Et pour le petit point culture, le fondateur du kabuki est en réalité une fondatrice, Izumo no Okuni en 1603. En effet, le kabuki était pratiqué originellement par des femmes, principalement des prostituées afin de distraire les riches clients, celles-ci se travestissant pour jouer les rôles masculins. C’est le célèbre shogun Tokugawa Ieyasu qui interdira le kabuki aux femmes et ce jusqu’au XXième siècle mine de rien.

La théorie du basan

Une des théories les plus courantes sur les origines de l’Aknosom, ce serait qu’il vienne du basan en plus du kasa-obake. Le basan est un yokai basé sur un oiseau, un coq pour être exact, capable de cracher un feu fantomatique qui ne brûle pas. Il serait nocturne et vivrait dans les forêts de bambous. On peut accorder du crédit à cette théorie via la cinématique d’introduction de l’Aknosom qui se passe ‘au sein d’une forêt de bambous […] dans la nuit’ et… Et c’est tout quoi.

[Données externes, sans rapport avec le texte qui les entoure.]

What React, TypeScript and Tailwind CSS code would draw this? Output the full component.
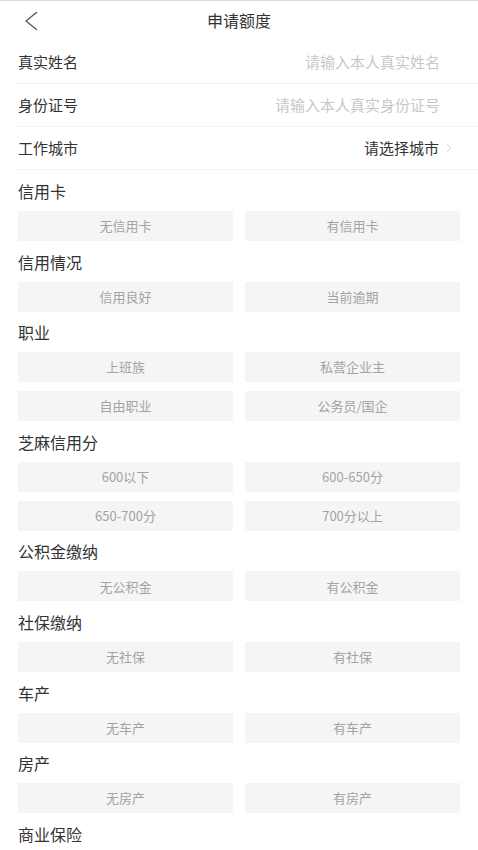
import { ChevronRight } from 'lucide-react'

const font = { fontFamily: '"Noto Sans CJK SC", "Noto Sans", sans-serif' }

interface Section {
  title: string
  options: string[]
}

// the last section's options sit below the fold
const sections: Section[] = [
  { title: '信用卡', options: ['无信用卡', '有信用卡'] },
  { title: '信用情况', options: ['信用良好', '当前逾期'] },
  { title: '职业', options: ['上班族', '私营企业主', '自由职业', '公务员/国企'] },
  { title: '芝麻信用分', options: ['600以下', '600-650分', '650-700分', '700分以上'] },
  { title: '公积金缴纳', options: ['无公积金', '有公积金'] },
  { title: '社保缴纳', options: ['无社保', '有社保'] },
  { title: '车产', options: ['无车产', '有车产'] },
  { title: '房产', options: ['无房产', '有房产'] },
  { title: '商业保险', options: [] }
]

function InputRow({ label, placeholder }: { label: string; placeholder: string }) {
  return (
    <div className="ml-[16px] flex h-[43px] items-center border-b border-[#f2f2f2] pl-[2px] pr-[38px]">
      <span className="text-[15px] text-[#333]">{label}</span>
      <input
        className="ml-auto w-[200px] bg-transparent text-right text-[15px] text-[#333] outline-none placeholder:text-[#c8c8c8]"
        style={font}
        placeholder={placeholder}
      />
    </div>
  )
}

export default function App() {
  return (
    <div className="h-[850px] w-full overflow-hidden bg-white" style={font}>
      <div className="h-px bg-[#dcdcdc]" />
      <div className="relative flex h-[40px] items-center justify-center">
        <svg
          width="14"
          height="20"
          viewBox="0 0 14 20"
          className="absolute left-[24px] top-[10px]"
          fill="none"
          stroke="#555"
          strokeWidth="1.3"
          strokeLinecap="round"
          strokeLinejoin="round"
        >
          <polyline points="12.5,1.5 2,10 12.5,18.5" />
        </svg>
        <span className="mb-[2px] text-[16px] text-[#333]">申请额度</span>
      </div>

      <InputRow label="真实姓名" placeholder="请输入本人真实姓名" />
      <InputRow label="身份证号" placeholder="请输入本人真实身份证号" />
      <div className="ml-[16px] flex h-[43px] items-center border-b border-[#f2f2f2] pl-[2px] pr-[22px]">
        <span className="text-[15px] text-[#333]">工作城市</span>
        <span className="ml-auto text-[15px] text-[#333]">请选择城市</span>
        <ChevronRight size={14} strokeWidth={1.2} className="ml-[3px] text-[#bbb]" />
      </div>

      <div className="px-[18px] pt-[10px]">
        {sections.map(s => (
          <div key={s.title} className="mb-[9.6px]">
            <div className="flex h-[22px] items-center text-[16px] text-[#333]">{s.title}</div>
            {s.options.length > 0 && (
              <div className="mt-[9px] grid grid-cols-2 gap-x-[12px] gap-y-[9px]">
                {s.options.map(o => (
                  <button
                    key={o}
                    className="h-[30px] bg-[#f5f5f5] text-[13px] text-[#a3a3a3]"
                    style={font}
                  >
                    {o}
                  </button>
                ))}
              </div>
            )}
          </div>
        ))}
      </div>
    </div>
  )
}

Dessin par Takehara Shunsen dans son Ehon hyaku monogatari en 1841

Le basan est arrivé dans les théories pour justifier le maniement du feu de l’Aknosom mais à part que les deux sont des oiseaux de feu, je ne vois pas plus de rapport. Le bambou ? C’est juste LA plante à mettre dans une forêt japonaise. Le Bi Fang chinois fait beaucoup plus de sens étant lui aussi une grue et trop peu connu pour être mis en avant lors de la promotion de l’Aknosom.

La théorie du basan a été mise en avant par Gaijin Goombah, un youtuber anglais spécialisé en yokai. Je pense qu’il ne connaissait pas le Bi Fang cela dit (j’ai découvert cette créature en fouillant des forums japonais au fin de l’internet puis en allant me perdre côté chinois donc bon ça se comprend) mais qu’il fait un peu preuve de mauvaise foi pour appuyer sa théorie du basan (avec des réflexions du genre ‘l’Aknosom ne se tient jamais sur une seule patte’ quand ses clips montrent bien le contraire). Après je laisse les gens libres de leurs opinions.